<< keeping it together >>
2004-06-08, 12:55 p.m.

2nd today

well things still aren't super swell here in perfectbone land, but that's ok. I have a wonderful super woman mask that I wear every day to work, and that will get me through. All I need is to "look" together, drink my coffee and all will be good enough to get me by another day.

I have not touched the scale in a while, can't say how long it's been, but judging by my pants, I don't dare even look. My thighs seem to be spreding, and my pants are tightening. No it's not girly paranoia, is my constant f*cking binging. yes....binge binge binge. Been a few weeks now I think. No purging. Mostly because I have to take medicine at different times a day, and throwing it up completly or even partly would make things worse.

I get really tired of fighting sometimes and keeping up this act day in and day out is draining. But I do want to live so badly. I really do. I want to be that happy shiny girl that people think that I am.

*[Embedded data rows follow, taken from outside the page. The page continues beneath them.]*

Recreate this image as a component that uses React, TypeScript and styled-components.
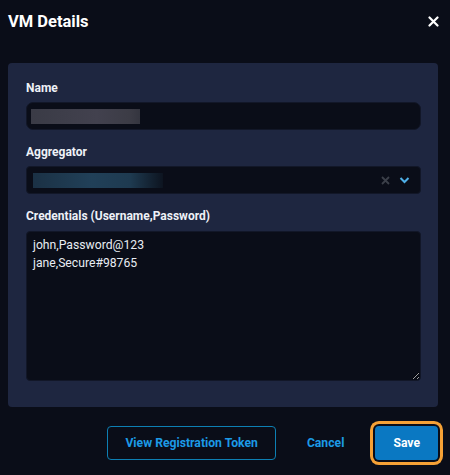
import React from 'react';
import styled, { createGlobalStyle } from 'styled-components';

const GlobalStyle = createGlobalStyle`
  html, body {
    margin: 0;
    padding: 0;
    background: #0a0d18;
  }
  body {
    font-family: Roboto, "Noto Sans", "Liberation Sans", sans-serif;
    color: #ffffff;
  }
  * {
    box-sizing: border-box;
  }
`;

const Dialog = styled.div`
  width: 450px;
  height: 475px;
  display: flex;
  flex-direction: column;
  padding: 8px 12px 0 8px;
  background: #0a0d18;
`;

const Header = styled.div`
  display: flex;
  justify-content: space-between;
  align-items: flex-start;
  height: 55px;
  padding-top: 3px;
`;

const Title = styled.h2`
  margin: 0;
  font-size: 16.5px;
  line-height: 22px;
  font-weight: 700;
  color: #ffffff;
`;

const CloseButton = styled.button`
  border: 0;
  background: none;
  padding: 0;
  margin: 3px -2px 0 0;
  width: 14px;
  height: 14px;
  display: flex;
  align-items: center;
  justify-content: center;
  cursor: pointer;
`;

const Panel = styled.div`
  background: #1e2640;
  border-radius: 4px;
  padding: 17px 17px 26px 18px;
  display: flex;
  flex-direction: column;
`;

const Field = styled.div`
  display: flex;
  flex-direction: column;
  margin-bottom: 14px;
  &:last-child {
    margin-bottom: 0;
  }
`;

const Label = styled.label`
  font-size: 12px;
  line-height: 16px;
  font-weight: 700;
  color: #eef1f7;
  margin-bottom: 6px;
`;

const InputBox = styled.div<{ $radius?: number }>`
  height: 28px;
  background: #0a0d18;
  border: 1px solid #121728;
  border-radius: ${(p) => p.$radius ?? 7}px;
  display: flex;
  align-items: center;
  padding: 0 10px 0 4px;
`;

const Redacted = styled.span<{ $width: number; $tone: 'gray' | 'blue'; $offset?: number }>`
  display: block;
  width: ${(p) => p.$width}px;
  height: 15px;
  margin-left: ${(p) => p.$offset ?? 0}px;
  filter: blur(0.6px);
  background: ${(p) =>
    p.$tone === 'gray'
      ? 'linear-gradient(90deg, #3a3b46 0%, #42414e 60%, #3c3c46 90%, #34353f 100%)'
      : 'linear-gradient(90deg, #1b3145 0%, #214058 45%, #1e3a50 75%, #0d1420 100%)'};
`;

const SelectIcons = styled.div`
  margin-left: auto;
  display: flex;
  align-items: center;
  gap: 9px;
`;

const TextArea = styled.textarea`
  height: 150px;
  width: 100%;
  margin-top: 1px;
  resize: vertical;
  background: #0a0d18;
  border: 1px solid #121728;
  border-radius: 4px;
  color: #e8ecf3;
  font-family: Roboto, "Noto Sans", "Liberation Sans", sans-serif;
  font-size: 12.2px;
  line-height: 18px;
  padding: 4px 6px;
  outline: none;
`;

const Footer = styled.div`
  display: flex;
  justify-content: flex-end;
  align-items: center;
  gap: 14px;
  margin-top: 19px;
`;

const Button = styled.button<{ $variant: 'outline' | 'text' | 'primary' }>`
  height: 34px;
  padding: 0 ${(p) => (p.$variant === 'text' ? 16 : 17)}px;
  font-family: Roboto, "Noto Sans", "Liberation Sans", sans-serif;
  font-size: 12.2px;
  font-weight: 700;
  border-radius: 4px;
  cursor: pointer;
  border: 1px solid
    ${(p) => (p.$variant === 'outline' ? '#0d7fb3' : 'transparent')};
  background: ${(p) => (p.$variant === 'primary' ? '#0a78c2' : 'transparent')};
  color: ${(p) => (p.$variant === 'primary' ? '#ffffff' : '#1c9ae6')};
  box-shadow: ${(p) =>
    p.$variant === 'primary' ? '0 0 0 2px #0a0d18, 0 0 0 5px #f5a136' : 'none'};
  & + & {
    margin-left: ${(p) => (p.$variant === 'text' ? -1 : 0)}px;
  }
`;

const App = () => {
  return (
    <>
      <GlobalStyle />
      <Dialog>
        <Header>
          <Title>VM Details</Title>
          <CloseButton aria-label="Close">
            <svg width="11" height="11" viewBox="0 0 11 11">
              <path d="M1.5 1.5 L9.5 9.5 M9.5 1.5 L1.5 9.5" stroke="#ffffff" strokeWidth="2.2" strokeLinecap="round" />
            </svg>
          </CloseButton>
        </Header>
        <Panel>
          <Field>
            <Label>Name</Label>
            <InputBox>
              <Redacted $width={109} $tone="gray" />
            </InputBox>
          </Field>
          <Field>
            <Label>Aggregator</Label>
            <InputBox $radius={4}>
              <Redacted $width={130} $tone="blue" $offset={2} />
              <SelectIcons>
                <svg width="9" height="9" viewBox="0 0 9 9">
                  <path d="M1 1 L8 8 M8 1 L1 8" stroke="#3b3f49" strokeWidth="1.8" />
                </svg>
                <svg width="11" height="8" viewBox="0 0 11 8">
                  <path d="M1.5 2 L5.5 6 L9.5 2" stroke="#4fb0e8" strokeWidth="2" fill="none" />
                </svg>
              </SelectIcons>
            </InputBox>
          </Field>
          <Field>
            <Label>Credentials (Username,Password)</Label>
            <TextArea
              defaultValue={'john,Password@123\njane,Secure#98765'}
              spellCheck={false}
            />
          </Field>
        </Panel>
        <Footer>
          <Button $variant="outline">View Registration Token</Button>
          <Button $variant="text">Cancel</Button>
          <Button $variant="primary">Save</Button>
        </Footer>
      </Dialog>
    </>
  );
};

export default App;
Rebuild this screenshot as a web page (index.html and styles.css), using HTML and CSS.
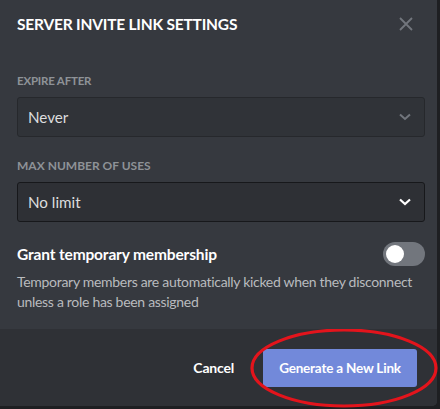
FILE: index.html
```html
<!DOCTYPE html>
<html>
<head>
<meta charset="utf-8">
<link rel="stylesheet" href="styles.css">
</head>
<body>
<div class="modal">
  <div class="header">
    <h1 class="title">SERVER INVITE LINK SETTINGS</h1>
    <svg class="close" width="16" height="16" viewBox="0 0 16 16"><path d="M2 2 L14 14 M14 2 L2 14" stroke="#72767d" stroke-width="1.8" fill="none"/></svg>
  </div>
  <div class="content">
    <div class="label">EXPIRE AFTER</div>
    <div class="select select-a">
      <span>Never</span>
      <svg class="chev" width="14" height="10" viewBox="0 0 14 10"><path d="M2 2.5 L7 7 L12 2.5" stroke="#72767d" stroke-width="2" fill="none"/></svg>
    </div>
    <div class="label label-2">MAX NUMBER OF USES</div>
    <div class="select select-b">
      <span>No limit</span>
      <svg class="chev" width="14" height="10" viewBox="0 0 14 10"><path d="M2 2.5 L7 7 L12 2.5" stroke="#ffffff" stroke-width="2.2" fill="none"/></svg>
    </div>
    <div class="row">
      <span class="row-title">Grant temporary membership</span>
      <div class="toggle"><div class="knob"></div></div>
    </div>
    <p class="desc">Temporary members are automatically kicked when they disconnect unless a role has been assigned</p>
  </div>
  <div class="footer">
    <button class="cancel">Cancel</button>
    <button class="primary">Generate a New Link</button>
    <svg class="ring" width="190" height="80" viewBox="0 0 190 80"><ellipse cx="94" cy="39" rx="92" ry="38" stroke="#e3141c" stroke-width="3.2" fill="none"/></svg>
  </div>
</div>
</body>
</html>
```
FILE: styles.css
```css
html, body {
  margin: 0;
  padding: 0;
  background: #1e1f22;
  width: 440px;
  height: 409px;
  overflow: hidden;
}
body {
  font-family: Lato, "Open Sans", sans-serif;
}
.modal {
  width: 437px;
  height: 406px;
  background: #36393f;
  border-radius: 0 0 5px 0;
  display: flex;
  flex-direction: column;
  position: relative;
}
.header {
  display: flex;
  align-items: center;
  justify-content: space-between;
  padding: 12px 23px 0 17px;
  height: 24px;
}
.title {
  margin: 0;
  font-size: 15.5px;
  font-weight: 700;
  color: #ffffff;
  line-height: 20px;
  letter-spacing: -0.2px;
}
.close { display: block; }
.content {
  padding: 0 12px 0 17px;
  flex: 1;
}
.label {
  margin-top: 37px;
  font-size: 11.5px;
  font-weight: 700;
  color: #8e9297;
  line-height: 16px;
  letter-spacing: -0.2px;
}
.label-2 {
  margin-top: 21px;
  font-size: 12px;
  letter-spacing: 0;
}
.select {
  margin-top: 8px;
  height: 38px;
  border-radius: 3px;
  display: flex;
  align-items: center;
  justify-content: space-between;
  padding: 0 12px 0 10px;
  font-size: 15.2px;
  color: #dcddde;
}
.select-a {
  background: #303338;
  border: 1px solid #26282c;
}
.select-b {
  background: #2e3035;
  border: 1px solid #17181b;
}
.chev { display: block; }
.row {
  margin-top: 20px;
  height: 24px;
  display: flex;
  align-items: center;
  justify-content: space-between;
}
.row-title {
  font-size: 15.5px;
  font-weight: 700;
  color: #ffffff;
  letter-spacing: -0.15px;
}
.toggle {
  width: 42px;
  height: 24px;
  border-radius: 12px;
  background: #72767d;
  position: relative;
}
.knob {
  position: absolute;
  left: 3px;
  top: 3px;
  width: 18px;
  height: 18px;
  border-radius: 50%;
  background: #ffffff;
}
.desc {
  margin: 6px 0 0;
  font-size: 14px;
  line-height: 20px;
  color: #b9bbbe;
  letter-spacing: -0.3px;
}
.footer {
  height: 77px;
  background: #2f3136;
  display: flex;
  align-items: center;
  justify-content: flex-end;
  padding: 0 20px;
  gap: 29px;
  position: relative;
  border-radius: 0 0 5px 0;
}
button {
  font-family: inherit;
  border: none;
  cursor: pointer;
}
.cancel {
  background: none;
  color: #ffffff;
  font-size: 14px;
  font-weight: 700;
  padding: 0;
  letter-spacing: -0.2px;
}
.primary {
  background: #7289da;
  color: #ffffff;
  font-size: 13.5px;
  font-weight: 700;
  height: 38px;
  width: 154px;
  border-radius: 3px;
  padding: 0;
  letter-spacing: -0.2px;
}
.ring {
  position: absolute;
  left: 250px;
  top: 0px;
}
```
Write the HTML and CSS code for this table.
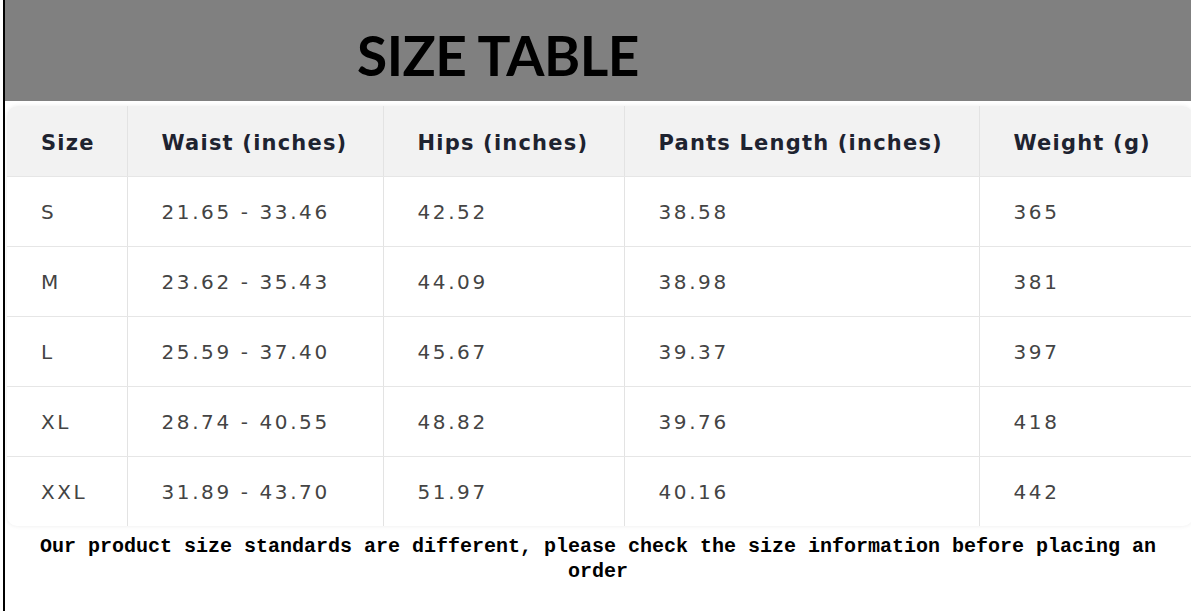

It makes me feel quite fake at times. i know this is a common thread with eating disorders. That "FAKE" feeling. Putting on the show, eating my carrots, drinking my diet soda. Smiling and chatting as another employee passes by. Put on that superwoman mask so no one has a clue....if I just keep moving and I don't slow down, then I won't lose the momentum. If I keep up this momentum then I can keep it all together.

In reality keeping all these balls in the air, keeping "it" together, is like trying to grab 99 threads at the same time, and braid them into 33 different tiny delicate braids. I can't seem to hold them all at once!!! I can't keep up! But I keep making one braid at a time....if I keep a few on display, it's enough to give the impression that nothing's really wrong.